Cache and TLBs
A cache can hold Translation lookaside buffers (TLBs), which contain the mapping from virtual address to real address of recently used pages of instruction text or data.
Depending on the processor architecture and model, processors have from one to several caches to hold the following:
- Parts of executing programs
- Data used by executing programs
- TLBs
If a cache miss occurs, loading a complete cache line can take dozens of processor cycles. If a TLB miss occurs, calculating the virtual-to-real mapping of a page can take several dozen cycles. The exact cost is implementation-dependent.
Even if a program and its data fit in the caches, the more lines or TLB entries used (that is, the lower the locality of reference), the more CPU cycles it takes to get everything loaded in. Unless the instructions and data are reused many times, the overhead of loading them is a significant fraction of total program execution time, resulting in degraded system performance.
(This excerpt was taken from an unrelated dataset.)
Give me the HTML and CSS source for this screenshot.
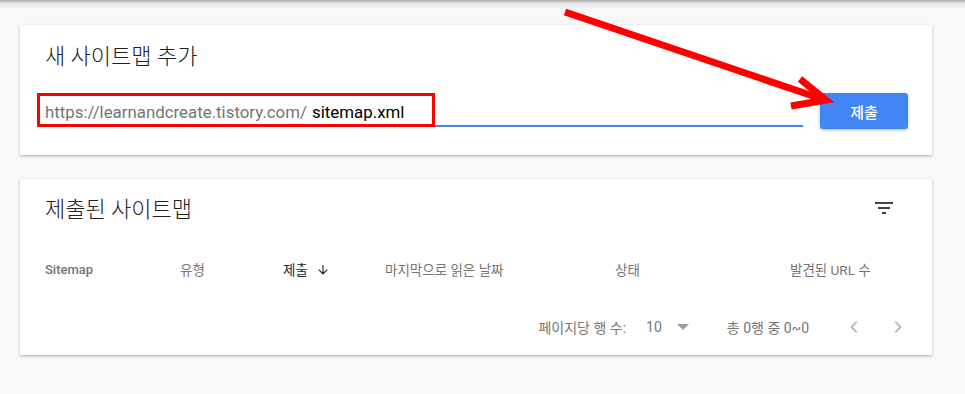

Good programming techniques keep the main-line, typical-case flow of the program as compact as possible. The main procedure and all of the subroutines it calls frequently should be contiguous. Low-probability conditions, such as obscure errors, should be tested for only in the main line. If the condition actually occurs, its processing should take place in a separate subroutine. All such subroutines should be grouped together at the end of the module. This arrangement reduces the probability that low-usage code will take up space in a high-usage cache line. In large modules, some or all of the low-usage subroutines might occupy a page that almost never has to be read into memory.
The same principle applies to data structures, although it is sometimes necessary to change the code to compensate for the compiler's rules about data layout.
For example, some matrix operations, such as matrix multiplication, involve algorithms that, if coded simplistically, have poor locality of reference. Matrix operations generally involve accessing the matrix data sequentially, such as row elements acting on column elements. Each compiler has specific rules about the storage layout of matrixes. The FORTRAN compiler lays out matrixes in column-major format (that is, all of the elements of column 1, followed by all the elements of column 2, and so forth). The C compiler lays out matrixes in row-major format. If the matrixes are small, the row and column elements can be contained in the data cache, and the processor and floating-point unit can run at full speed. However, as the size of the matrixes increases, the locality of reference of such row/column operations deteriorates to a point where the data can no longer be maintained in the cache. In fact, the natural access pattern of the row/column operations generates a thrashing pattern for the cache where a string of elements accessed is larger than the cache, forcing the initially accessed elements out and then repeating the access pattern again for the same data.
The general solution to such matrix access patterns is to partition the operation into blocks, so that multiple operations on the same elements can be performed while they remain in the cache. This general technique is given the name strip mining.
Experts in numerical analysis were asked to code versions of the matrix-manipulation algorithms that made use of strip mining and other optimization techniques. The result was a 30-fold improvement in matrix-multiplication performance. The tuned routines are in the Basic Linear Algebra Subroutines (BLAS) library, /usr/lib/libblas.a. A larger set of performance-tuned subroutines is the Engineering and Scientific Subroutine Library (ESSL) licensed program.
The FORTRAN run-time environment must be installed to use the library. Users should generally use this library for their matrix and vector operations because its subroutines are tuned to a degree that users are unlikely to achieve by themselves.
If the data structures are controlled by the programmer, other efficiencies are possible. The general principle is to pack frequently used data together whenever possible. If a structure contains frequently accessed control information and occasionally accessed detailed data, make sure that the control information is allocated in consecutive bytes. This will increase the probability that all of the control information will be loaded into the cache with a single (or at least with the minimum number of) cache misses.